FY22F likely in the red; FY23F may improve

? 1Q22 core net loss of RM46m was below expectations against our full-year
profit forecast of RM35m and consensus loss forecast of RM12m.
? Reiterate Hold with lower DCF-based TP of 11.5 sen as we cut our FY22F
utilisation assumption and raise the cost of equity discount rate.
? We expect Velesto to report a quarterly loss in 2Q22F that is fairly similar to
1Q22, and for FY22F to be in the red, though we expect profits in FY23F.

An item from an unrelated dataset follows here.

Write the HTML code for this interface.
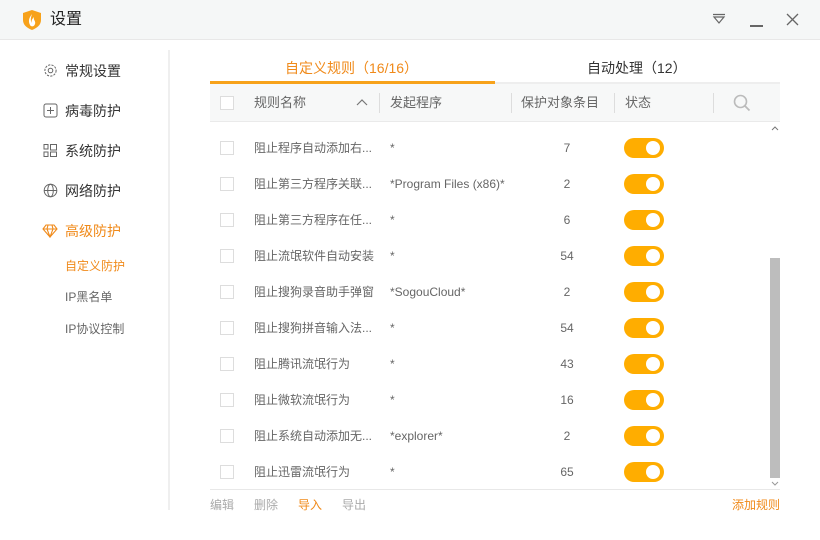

Poor 1Q22 and low 2Q22F expectations; more 2H22F work needed

Velesto’s 1Q22 core net loss of RM46m was a significant deterioration from 4Q21’s
RM12m core net profit, due mainly to the qoq drop in jack-up (JU) drilling rig utilisation to
39% in 1Q22 from 74% in 4Q21. Nevertheless, Velesto narrowed its loss yoy, as the JU
utilisation in 1Q22 was better than 1Q21’s 28%, depreciation fell due to the write-off of the
Naga 7 JU rig which sank on 3 May 2021, and interest expense also dropped as Velesto
used the insurance compensation to reduce its outstanding debt. We do not expect much
improvement for Velesto in 2Q22F. Drilling contracts secured to-date suggest utilisation of
just 41%, a marginal improvement from 1Q22’s 39%; hence we expect Velesto’s 2Q22F
core net loss to be almost as large as for the 1Q22. Assuming no additional work, Velesto
may deliver 55% utilisation in 3Q22F and 62% in 4Q22F, which is insufficient to report
profits for 2H22F. This implies 49.5% utilisation for FY22F, just slightly better than FY21’s
disappointing 48% utilisation. Having said that, we expect new work to emerge for Naga 5
and Naga 6 in 2H22F, both of which have barely drilled this year and have not yet secured
any forward jobs. In the most optimistic scenario where all available Naga 5 and Naga 6
capacity in 2H22F is fully utilised, we calculate that Velesto can at most achieve 65%
utilisation for FY22F, or 57% if half of available Naga 5 and Naga 6 capacity in 2H22F is
utilised. We have adopted 57% as the basis for our new FY22F utilisation assumption,
revised lower from 70% previously.

FY23F outlook should be better; cost inflation remains a risk

The outlook for FY23F may improve because higher oil prices tend to spill over into higher
drilling capex by oil companies with a lag. Hence, we retain our FY23F utilisation
assumption of 70%, which is a step-up from FY22F’s 57% utilisation. Velesto’s average
charter rates may also benefit after this year’s upgrade of the Naga 5 and Naga 6 to
possess offline capabilities, which typically lifts rates from the low-US$70,000s to the highUS$70,000s. Conversely, it may be difficult for Velesto to achieve utilisation higher than
70% unless it secures long-term contracts, which at the moment, remain rare. Apart from
the Naga 5 and Naga 6, rate upside may be capped by Velesto having assigned all of its
rigs to Petronas Carigali’s call-out umbrella contract for the next two years, effective 1Q22.
Cost inflation remains a concern, due to the rush to secure manpower and other resources
as drilling work throughout SE Asia picks up pace. The main upside risk relates to the
potential for utilisation rates to exceed our 70% assumption, but the key downside risk is
for cost inflation to undo Velesto’s 3-year cost optimisation efforts.